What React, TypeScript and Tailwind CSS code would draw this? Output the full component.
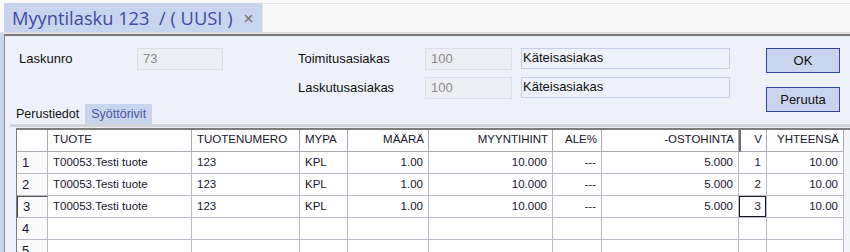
---
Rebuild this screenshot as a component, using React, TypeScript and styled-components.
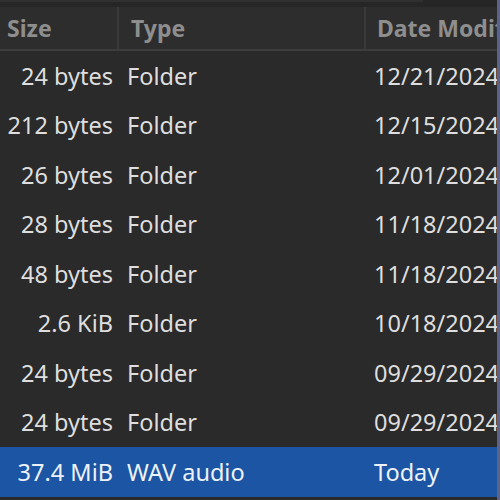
* * *
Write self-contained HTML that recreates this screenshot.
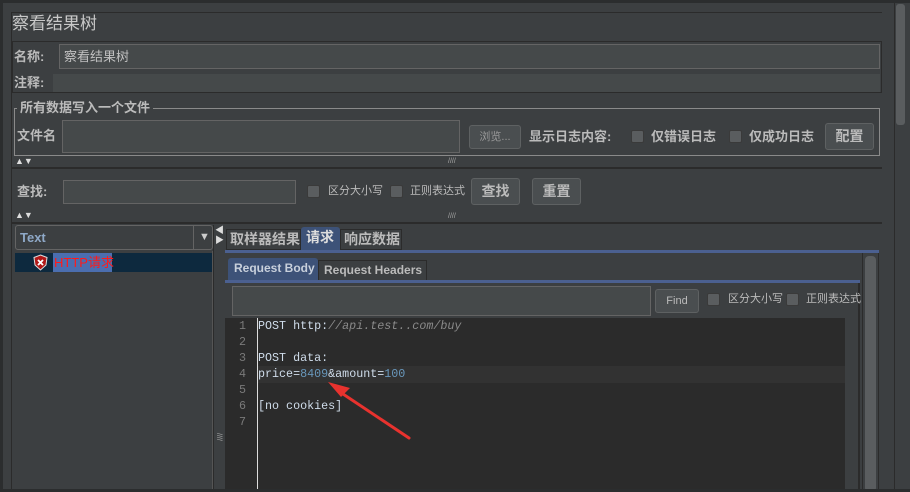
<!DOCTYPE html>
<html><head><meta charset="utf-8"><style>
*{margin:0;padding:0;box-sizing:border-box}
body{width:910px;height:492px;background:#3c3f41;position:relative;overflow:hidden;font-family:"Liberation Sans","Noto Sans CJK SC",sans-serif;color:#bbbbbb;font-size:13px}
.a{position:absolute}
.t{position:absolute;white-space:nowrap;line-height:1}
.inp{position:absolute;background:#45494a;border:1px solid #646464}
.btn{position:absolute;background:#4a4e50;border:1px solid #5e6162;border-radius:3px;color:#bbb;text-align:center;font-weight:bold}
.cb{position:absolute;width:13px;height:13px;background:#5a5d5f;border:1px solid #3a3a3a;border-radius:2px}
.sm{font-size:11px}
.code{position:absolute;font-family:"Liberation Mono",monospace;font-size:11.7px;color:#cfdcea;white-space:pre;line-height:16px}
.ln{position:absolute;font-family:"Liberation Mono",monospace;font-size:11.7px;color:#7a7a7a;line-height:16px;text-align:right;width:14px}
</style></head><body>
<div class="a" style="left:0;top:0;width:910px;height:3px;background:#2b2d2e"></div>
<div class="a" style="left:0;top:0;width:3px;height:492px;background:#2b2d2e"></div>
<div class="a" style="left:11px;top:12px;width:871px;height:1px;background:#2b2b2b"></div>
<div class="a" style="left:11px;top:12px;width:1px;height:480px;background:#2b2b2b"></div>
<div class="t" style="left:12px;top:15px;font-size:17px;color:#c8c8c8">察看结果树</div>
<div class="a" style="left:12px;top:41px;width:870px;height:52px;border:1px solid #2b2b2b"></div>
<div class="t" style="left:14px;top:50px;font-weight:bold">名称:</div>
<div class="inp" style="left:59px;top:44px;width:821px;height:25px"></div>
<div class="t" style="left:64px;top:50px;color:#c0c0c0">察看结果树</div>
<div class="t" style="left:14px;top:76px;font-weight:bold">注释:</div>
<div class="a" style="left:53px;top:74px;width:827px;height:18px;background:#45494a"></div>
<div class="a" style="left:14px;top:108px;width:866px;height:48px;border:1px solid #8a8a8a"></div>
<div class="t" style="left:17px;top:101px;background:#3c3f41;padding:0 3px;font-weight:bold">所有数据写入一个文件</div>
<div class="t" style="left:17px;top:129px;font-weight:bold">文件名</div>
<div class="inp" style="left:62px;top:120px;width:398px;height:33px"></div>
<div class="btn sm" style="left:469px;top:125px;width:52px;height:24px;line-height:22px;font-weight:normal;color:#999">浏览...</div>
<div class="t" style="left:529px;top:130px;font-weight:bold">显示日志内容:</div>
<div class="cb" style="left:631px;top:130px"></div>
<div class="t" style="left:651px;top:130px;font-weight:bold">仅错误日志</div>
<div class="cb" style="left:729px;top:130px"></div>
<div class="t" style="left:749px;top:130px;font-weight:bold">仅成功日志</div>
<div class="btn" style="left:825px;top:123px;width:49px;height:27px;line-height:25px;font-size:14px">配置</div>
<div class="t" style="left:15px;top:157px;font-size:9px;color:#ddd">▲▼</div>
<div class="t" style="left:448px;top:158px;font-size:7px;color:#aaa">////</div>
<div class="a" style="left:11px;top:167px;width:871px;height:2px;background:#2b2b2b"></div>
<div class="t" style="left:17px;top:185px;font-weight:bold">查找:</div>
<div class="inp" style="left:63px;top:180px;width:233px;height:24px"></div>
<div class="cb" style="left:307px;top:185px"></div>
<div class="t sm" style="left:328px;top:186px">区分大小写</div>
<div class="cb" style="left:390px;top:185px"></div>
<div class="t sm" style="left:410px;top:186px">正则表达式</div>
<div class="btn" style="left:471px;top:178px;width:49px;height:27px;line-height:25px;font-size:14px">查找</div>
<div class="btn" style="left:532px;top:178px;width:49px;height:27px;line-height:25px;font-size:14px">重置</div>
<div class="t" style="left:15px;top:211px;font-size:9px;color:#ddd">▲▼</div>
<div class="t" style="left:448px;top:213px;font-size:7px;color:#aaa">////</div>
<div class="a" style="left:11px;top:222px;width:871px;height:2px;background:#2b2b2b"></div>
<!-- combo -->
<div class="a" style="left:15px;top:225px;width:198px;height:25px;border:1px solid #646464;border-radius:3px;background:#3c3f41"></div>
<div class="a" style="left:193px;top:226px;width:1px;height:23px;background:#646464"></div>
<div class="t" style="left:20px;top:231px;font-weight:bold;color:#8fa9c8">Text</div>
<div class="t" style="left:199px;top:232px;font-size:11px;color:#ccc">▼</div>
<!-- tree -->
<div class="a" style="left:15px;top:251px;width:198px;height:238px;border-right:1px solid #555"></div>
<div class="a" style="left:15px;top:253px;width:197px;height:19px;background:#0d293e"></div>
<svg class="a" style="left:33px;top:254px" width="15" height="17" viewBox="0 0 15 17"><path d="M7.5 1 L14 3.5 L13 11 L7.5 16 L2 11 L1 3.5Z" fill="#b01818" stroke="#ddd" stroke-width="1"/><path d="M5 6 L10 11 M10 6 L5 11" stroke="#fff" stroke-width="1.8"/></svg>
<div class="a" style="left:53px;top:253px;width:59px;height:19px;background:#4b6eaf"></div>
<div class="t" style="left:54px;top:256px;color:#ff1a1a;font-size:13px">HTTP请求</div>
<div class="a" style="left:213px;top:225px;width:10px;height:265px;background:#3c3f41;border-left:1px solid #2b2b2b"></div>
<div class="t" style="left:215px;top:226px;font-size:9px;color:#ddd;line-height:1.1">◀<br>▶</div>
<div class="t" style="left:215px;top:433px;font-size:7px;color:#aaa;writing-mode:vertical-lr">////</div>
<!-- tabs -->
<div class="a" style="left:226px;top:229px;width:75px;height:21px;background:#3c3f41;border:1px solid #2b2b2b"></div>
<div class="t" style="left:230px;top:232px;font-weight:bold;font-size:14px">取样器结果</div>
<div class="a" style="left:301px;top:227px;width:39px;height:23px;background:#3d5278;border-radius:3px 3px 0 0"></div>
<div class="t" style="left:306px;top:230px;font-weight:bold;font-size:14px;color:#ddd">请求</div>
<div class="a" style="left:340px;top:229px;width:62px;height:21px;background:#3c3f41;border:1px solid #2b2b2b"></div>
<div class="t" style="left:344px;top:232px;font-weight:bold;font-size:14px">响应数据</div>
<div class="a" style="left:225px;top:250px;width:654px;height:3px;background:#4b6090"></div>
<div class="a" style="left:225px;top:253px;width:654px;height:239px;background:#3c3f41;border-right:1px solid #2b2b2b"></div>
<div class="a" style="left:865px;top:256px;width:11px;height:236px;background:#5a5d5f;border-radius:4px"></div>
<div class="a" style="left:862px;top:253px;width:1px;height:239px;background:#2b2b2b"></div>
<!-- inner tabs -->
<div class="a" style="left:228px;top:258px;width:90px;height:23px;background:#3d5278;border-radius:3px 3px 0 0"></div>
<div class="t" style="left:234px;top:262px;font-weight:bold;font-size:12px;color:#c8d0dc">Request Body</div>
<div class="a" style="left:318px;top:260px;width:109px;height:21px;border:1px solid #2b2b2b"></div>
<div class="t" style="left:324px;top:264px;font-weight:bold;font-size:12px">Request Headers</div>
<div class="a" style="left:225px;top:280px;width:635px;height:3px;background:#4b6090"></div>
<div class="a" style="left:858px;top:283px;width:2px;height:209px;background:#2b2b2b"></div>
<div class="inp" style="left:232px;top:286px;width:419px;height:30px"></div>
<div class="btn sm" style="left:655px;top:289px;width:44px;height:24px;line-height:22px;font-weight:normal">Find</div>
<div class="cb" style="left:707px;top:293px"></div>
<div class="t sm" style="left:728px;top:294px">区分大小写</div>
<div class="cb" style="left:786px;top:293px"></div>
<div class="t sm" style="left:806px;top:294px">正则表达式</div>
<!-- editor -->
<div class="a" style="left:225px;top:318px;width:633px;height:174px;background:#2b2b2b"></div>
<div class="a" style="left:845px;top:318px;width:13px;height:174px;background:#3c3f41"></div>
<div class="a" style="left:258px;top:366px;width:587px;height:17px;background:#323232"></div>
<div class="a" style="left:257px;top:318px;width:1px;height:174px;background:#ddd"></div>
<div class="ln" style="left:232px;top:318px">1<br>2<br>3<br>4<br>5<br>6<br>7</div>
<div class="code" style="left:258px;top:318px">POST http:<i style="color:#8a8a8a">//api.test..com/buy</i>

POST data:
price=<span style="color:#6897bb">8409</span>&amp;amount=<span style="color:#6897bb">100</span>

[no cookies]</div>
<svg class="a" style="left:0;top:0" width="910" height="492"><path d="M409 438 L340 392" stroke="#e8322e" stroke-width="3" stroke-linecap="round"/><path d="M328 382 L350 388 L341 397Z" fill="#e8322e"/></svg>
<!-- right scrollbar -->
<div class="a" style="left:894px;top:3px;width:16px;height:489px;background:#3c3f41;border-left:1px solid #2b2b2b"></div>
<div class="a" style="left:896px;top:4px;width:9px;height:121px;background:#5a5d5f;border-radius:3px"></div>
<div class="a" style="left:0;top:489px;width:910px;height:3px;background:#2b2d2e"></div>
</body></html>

Problem requirements:
Search the material above for "component". Pull out each line where it shows up.

Answer for the task:
What React, TypeScript and Tailwind CSS code would draw this? Output the full component.
Rebuild this screenshot as a component, using React, TypeScript and styled-components.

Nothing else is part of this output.